The matchbox is as close to a pure commodity as a manufactured good can get. Nobody has a favourite brand. Nobody compares options before buying. You pick up whichever box is nearest, pay ₹2–3, and forget about it immediately. This is what economists call a market with near-zero pricing power, where producers cannot charge more without losing customers instantly, because the product is completely interchangeable and substitutes are everywhere.
And yet, the matchbox dominated Indian households for over a century, largely through one company — WIMCO (The Western India Match Company) which controlled supply and distribution across the country in a near-monopoly that textbooks would neatly classify then move on from. The real story is messier and more interesting: WIMCO didn’t fall to regulation or a government takeover. It was slowly, quietly defeated by a ₹10 plastic lighter.
That lighter is the matchbox’s greatest economic nemesis. It is a classic case of a substitute good so superior in convenience that it should have made matchboxes extinct by now. And yet the matchbox survives. It lights the morning agarbatti, sparks the kitchen stove during a gas hiccup, lights candles and so on.
This is behavioural economics at its most human. Habit, ritual, and familiarity keep economically “weaker” products alive long past the point rational theory would predict their death.
There is also a geography lesson buried inside that small cardboard box. Nearly 80% of India’s matches come from Sivakasi, Tamil Nadu.

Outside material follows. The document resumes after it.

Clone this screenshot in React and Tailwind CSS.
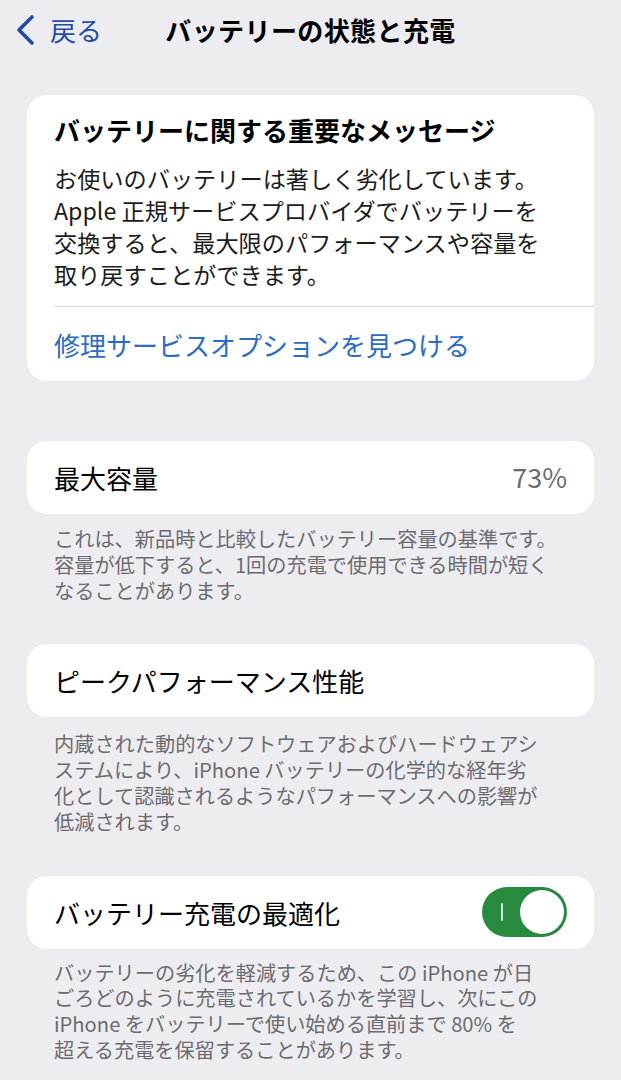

It’s a single town that built an entire industrial identity around matches, fireworks, and printing. It is a textbook case of economic clustering, where production concentrates in one place and an entire community’s livelihood depends on a product that costs less than a samosa.
And the price? A matchbox cost ₹1 in the 1990s. It costs ₹2–3 today. In a country where almost everything else has tripled or quadrupled in price, this near-stagnation is extraordinary. Producers have quietly absorbed decades of cost increases because they cannot pass them on. The moment the price rises meaningfully, consumers switch to a lighter and never look back. That is the brutal arithmetic of high price elasticity.
The matchbox does not ask to be noticed. It never has. But inside that small, unremarkable box is an entire economic biography of monopoly and slow decline, of a town built on an industry fading away, of a price that defied inflation, and of a product that logic says should be gone, but habit keeps alive.
“The matchbox did not survive the modern economy by being better. It survived by being familiar. In economics, familiarity is often worth more than efficiency.”